BAB XIII - KETENTUAN PENUTUP
Pasal 39 - Pencabutan saat Peraturan mulai berlaku:
Pada saat Peraturan Direktur Jenderal ini mulai berlaku:
a. Peraturan Direktur Jenderal Pajak Nomor **PER-58/PJ/2010** tentang Bentuk dan Ukuran Formulir serta Tata Cara Pengisian Keterangan pada Faktur Pajak bagi Pengusaha Kena Pajak Pedagang Eceran;
b. Peraturan Direktur Jenderal Pajak Nomor **PER-24/PJ/2012** tentang Bentuk, Ukuran, Tata Cara Pengisian Keterangan, Prosedur Pemberitahuan dalam rangka Pembuatan, Tata Cara Pembetulan atau Penggantian, dan Tata Cara Pembatalan Faktur Pajak sebagaimana telah beberapa kali diubah terakhir dengan Peraturan Direktur Jenderal Pajak Nomor **PER-04/PJ/2020** tentang Petunjuk Teknis Pelaksanaan Administrasi Nomor Pokok Wajib Pajak, Sertifikat Elektronik, dan Pengukuhan Pengusaha Kena Pajak;
c. Peraturan Direktur Jenderal Pajak Nomor **PER-16/PJ/2014** tentang Tata Cara Pembuatan dan Pelaporan Faktur Pajak Berbentuk Elektronik sebagaimana telah beberapa kali diubah terakhir dengan Peraturan Direktur Jenderal Pajak Nomor **PER-10/PJ/2020** tentang Perubahan atas Peraturan Direktur Jenderal Pajak Nomor **PER-11/PJ/2019** tentang Penyedia Jasa Aplikasi Perpajakan; dan
d. Keputusan Direktur Jenderal Pajak Nomor **KEP-754/PJ./2001** tentang Tata Cara Pelaksanaan Konfirmasi Faktur Pajak dengan Aplikasi Sistem Informasi Perpajakan,
dicabut dan dinyatakan tidak berlaku.
Pasal 40 - Mulai Berlaku 1 April 2022
Peraturan Direktur Jenderal ini mulai berlaku pada tanggal 1 April 2022.
Akhir
Ditetapkan di Jakarta
pada tanggal 31 Maret 2022
DIREKTUR JENDERAL PAJAK,
ttd.
SURYO UTOMO
LAMPIRAN-LAMPIRAN
Lampiran A - CONTOH KASUS
- Contoh mengenai pembuatan Faktur Pajak gabungan.

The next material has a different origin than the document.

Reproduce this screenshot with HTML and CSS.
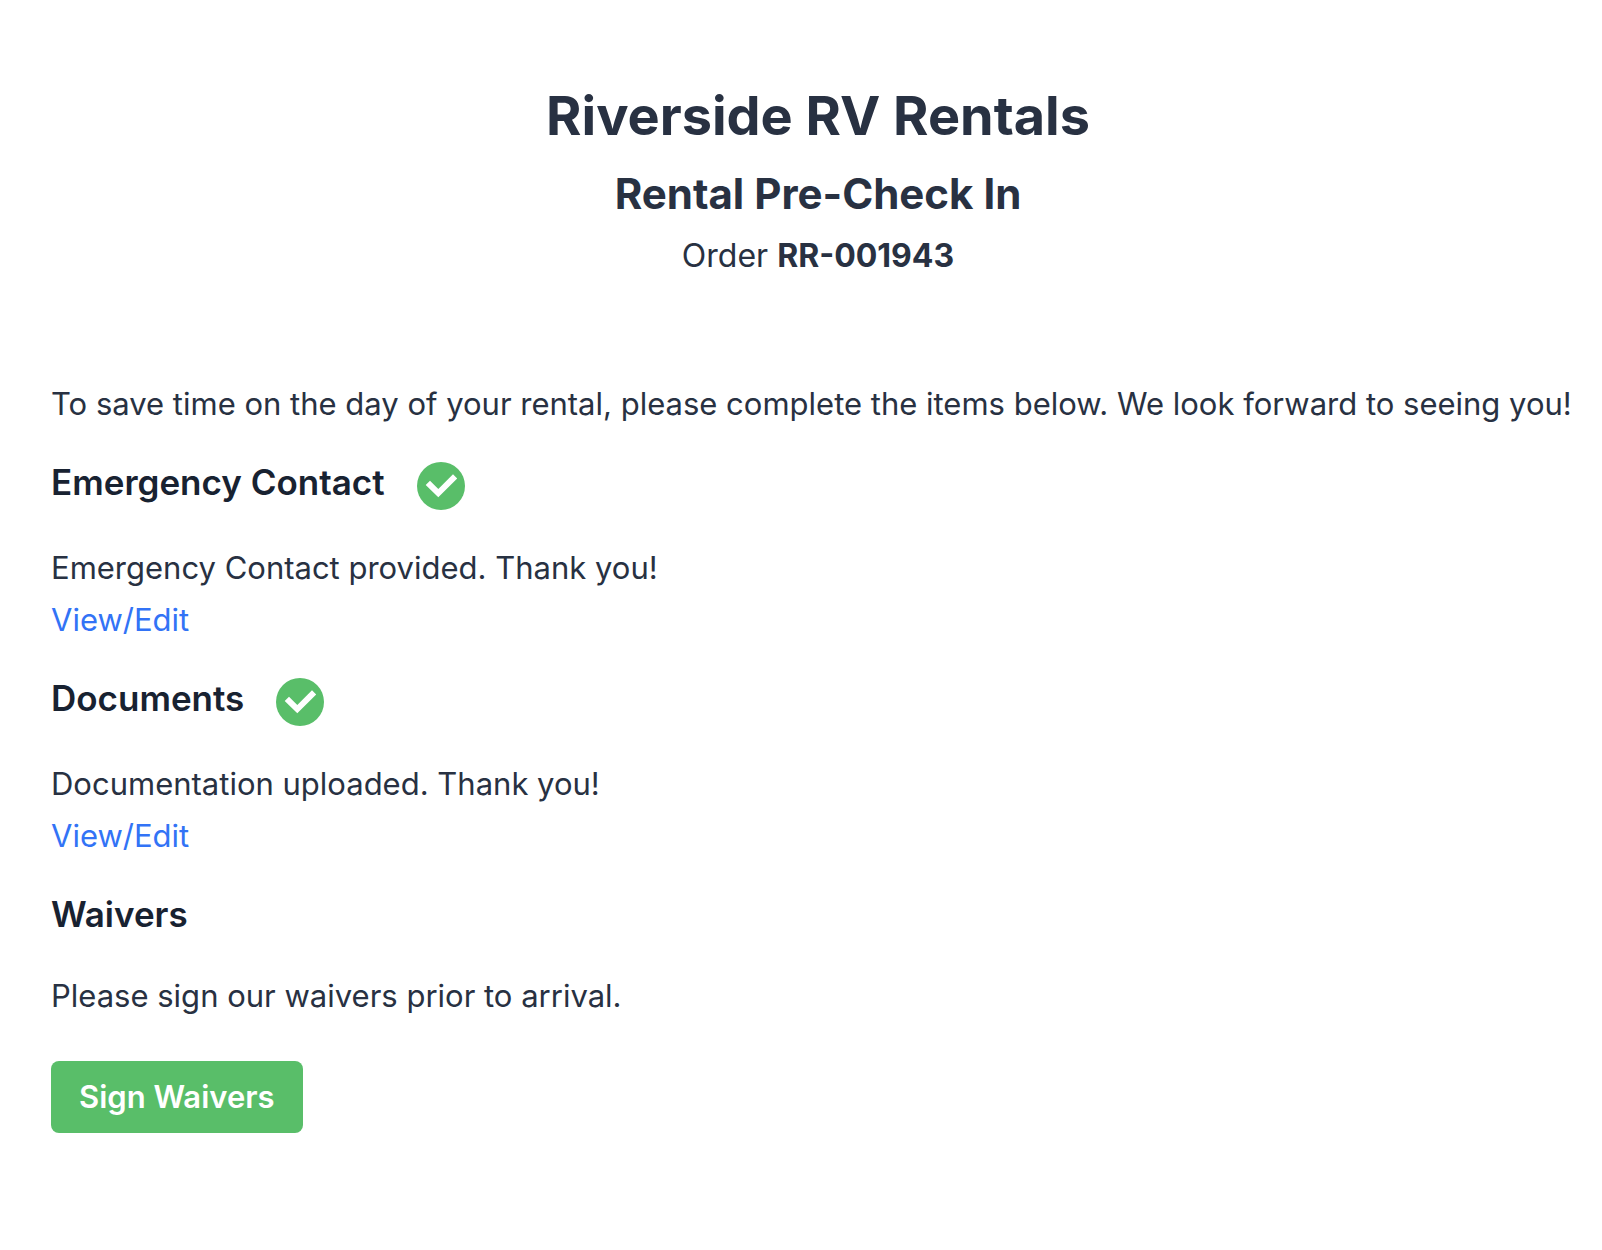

PT A yang merupakan PKP melakukan penyerahan BKP kepada PT B dan menerima pembayaran dari PT B selama bulan April 2022 sebagai berikut:
Tanggal Uraian Harga Jual/
Pembayaran (Rp)4 Penyerahan BKP 1.000.000,00 11 Penyerahan BKP 1.500.000,00 18 Penyerahan BKP 2.000.000,00 19 Penerimaan pembayaran dari PT B atas penyerahan tanggal 4 April 2022 1.000.000,00 25 Penyerahan BKP 2.500.000,00 26 Penerimaan pembayaran uang muka dari PT B untuk penyerahan yang akan dilakukan pada bulan Mei 2022 250.000,00 30 Penyerahan BKP 3.000.000.00 Dalam hal atas penyerahan tersebut hanya menggunakan 1 (satu) kode transaksi dan PT A memilih membuat Faktur Pajak gabungan maka PT A wajib membuat Faktur Pajak gabungan pada tanggal 30 April 2022 yang meliputi seluruh penyerahan yang dilakukan dan pembayaran uang muka yang diterima pada bulan April 2022, yaitu dengan dasar pengenaan pajak sebesar Rp10.250.000,00 (Rp1.000.000,00 + Rp1.500.000,00 + Rp2.000.000,00 + Rp2.500.000,00 + Rp250.000,00 + Rp3.000.000,00).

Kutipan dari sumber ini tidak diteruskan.